Member of Technical Staff
The infrastructure team at OpenAI builds and runs the compute fabric powering OpenAI's results. Other teams build on this infrastructure for running and scaling up deep learning models, either self-serve or in collaboration with the infrastructure team. The infrastructure team runs our Kubernetes clusters, builds tools to improve experiment iteration time, helps design and run experiments across thousands of machines, and performs capacity planning and implementation. The work closely resembles infrastructure in a very large-scale startup.
We look for a track record of the following:
* Experience, designing, implementing, and running production services
* Comfort managing and monitoring large-scale cloud deployments, and writing tools and abstractions for others
* Willingness to debug problems across the stack, such as networking issues, performance problems, or memory leaks
In this role, you will work closely with and directly accelerate researchers, but don't need to become a machine learning expert yourself. We value people who can quickly obtain deep technical understanding of new domains, and enjoy being self-directed and identifying the most important problems to solve. Experience with high-performance computing or machine learning is a bonus.

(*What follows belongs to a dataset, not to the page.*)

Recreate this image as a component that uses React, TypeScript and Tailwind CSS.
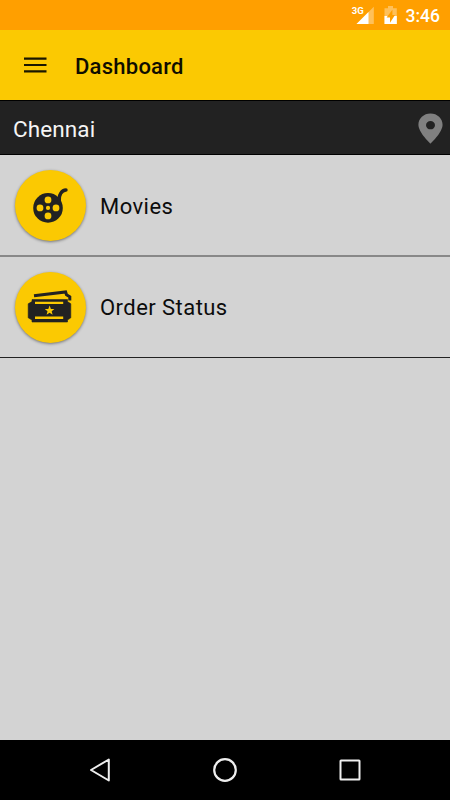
import React from 'react';

function StatusIcons() {
  return (
    <svg width="54" height="30" viewBox="0 0 54 30">
      {/* Signal */}
      <path d="M6.5 24L23.8 6.7V24Z" fill="#fff" fillOpacity="0.35" />
      <path d="M6.5 24L18.5 12V24Z" fill="#fff" />
      <text x="1.8" y="13.8" fontSize="9.5" fontWeight="700" fill="#fff" fontFamily="Roboto, sans-serif">3G</text>
      {/* Battery */}
      <path d="M34.5 8.2H38V6H43V8.2H46.8V24H34.5Z" fill="#fff" fillOpacity="0.35" />
      <path d="M34.5 16H46.8V24H34.5Z" fill="#fff" />
      <path d="M42.4 9.8L36.6 17.6H40V22.8L45 15H42.4Z" fill="#ff9f00" />
    </svg>
  );
}

function ReelIcon() {
  return (
    <svg width="71" height="71" viewBox="0 0 71 71">
      <circle cx="33" cy="37.9" r="14.8" fill="#222" />
      <path d="M44.2 31.5C43.4 25 46.8 20 51 20" fill="none" stroke="#222" strokeWidth="3.4" strokeLinecap="round" />
      <g fill="#fbc902">
        <circle cx="33" cy="29.9" r="3.4" />
        <circle cx="33" cy="45.9" r="3.4" />
        <circle cx="25" cy="37.9" r="3.4" />
        <circle cx="41" cy="37.9" r="3.4" />
        <circle cx="33" cy="37.9" r="2.1" />
      </g>
    </svg>
  );
}

function TicketIcon() {
  return (
    <svg width="71" height="71" viewBox="0 0 71 71">
      <path d="M19 23.8L50.6 20L51.5 22.8L54.8 24.8V28.6" fill="none" stroke="#222" strokeWidth="3" />
      <path d="M17 27.6H52.5V29.6L55.8 31.8V45.8L52.5 48V50H17V48L13.2 45.8V31.8L17 29.6Z" fill="#222" stroke="#222" strokeWidth="0.6" />
      <path d="M20 29.8H48.2V32H20ZM20 44.6H48.2V46.9H20Z" fill="#fbc902" />
      <path d="M34.6 33.6L35.9 36.9L39.4 37.1L36.7 39.3L37.6 42.8L34.6 40.8L31.6 42.8L32.5 39.3L29.8 37.1L33.3 36.9Z" fill="#fbc902" />
    </svg>
  );
}

function MenuRow({ label, icon, border }: { label: string; icon: React.ReactNode; border: string }) {
  return (
    <div className={`flex items-center pl-[15px] ${border}`}>
      <div className="w-[71px] h-[71px] rounded-full bg-[#fbc902] shadow-[0_1px_3px_rgba(0,0,0,0.45)]">{icon}</div>
      <span className="ml-3.5 mt-0.5 text-[22px] leading-7 tracking-[0.45px] text-[#0c0c0c]">{label}</span>
    </div>
  );
}

export default function App() {
  return (
    <div className="w-[450px] h-[800px] flex flex-col overflow-hidden bg-[#d3d3d3] font-['Roboto',sans-serif]">
      <div className="h-[30px] flex items-center justify-end bg-[#ff9f00] pr-2.5">
        <StatusIcons />
        <span className="ml-0.5 mt-0.5 text-[17.5px] leading-5 font-medium text-white">3:46</span>
      </div>

      <header className="h-[70px] flex items-center bg-[#fbc902] pl-6">
        <svg width="23" height="16" viewBox="0 0 23 16" fill="#1a1700">
          <path d="M0 0.5H22.5V2.7H0ZM0 6.9H22.5V9.1H0ZM0 13.2H22.5V15.4H0Z" />
        </svg>
        <h1 className="ml-7 mt-1 text-[22px] leading-7 font-medium tracking-[0.25px] text-[#0f0d00]">Dashboard</h1>
      </header>

      <div className="h-[55px] flex items-center justify-between bg-[#222] border-y border-black pl-[13px] pr-[7px]">
        <span className="mt-0.5 text-[22.5px] leading-7 tracking-[0.1px] text-[#f5f5f5]">Chennai</span>
        <svg width="25" height="31" viewBox="0 0 24 32" preserveAspectRatio="none" className="mt-px">
          <path
            fillRule="evenodd"
            fill="#808080"
            d="M12 0.5C5.5 0.5 0.4 5.6 0.4 12C0.4 20 12 31.5 12 31.5S23.6 20 23.6 12C23.6 5.6 18.5 0.5 12 0.5ZM12 8.3A4.3 4.3 0 1 1 12 16.9A4.3 4.3 0 1 1 12 8.3Z"
          />
        </svg>
      </div>

      <main className="flex-1">
        <MenuRow label="Movies" icon={<ReelIcon />} border="h-[102px] pt-px border-b-2 border-[#888]" />
        <MenuRow label="Order Status" icon={<TicketIcon />} border="h-[101px] border-b border-[#222]" />
      </main>

      <nav className="h-[60px] flex items-center justify-between bg-black px-[88px]">
        <svg width="24" height="26" viewBox="0 0 24 26" fill="none" stroke="#eee" strokeWidth="2">
          <path d="M20.8 2.5V23.5L3 13Z" strokeLinejoin="round" />
        </svg>
        <svg width="26" height="26" viewBox="0 0 26 26" fill="none" stroke="#eee" strokeWidth="2.2">
          <circle cx="13" cy="13" r="10.8" />
        </svg>
        <svg width="24" height="24" viewBox="0 0 24 24" fill="none" stroke="#eee" strokeWidth="2">
          <rect x="2.5" y="2.5" width="19" height="19" rx="0.5" />
        </svg>
      </nav>
    </div>
  );
}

We’re building safe Artificial General Intelligence (AGI), and ensuring it leads to a good outcome for humans. We believe that unreasonably great results are best delivered by a highly creative group working in concert.
We are an equal opportunity employer and value diversity at our company. We do not discriminate on the basis of race, religion, color, national origin, gender, sexual orientation, age, marital status, veteran status, or disability status.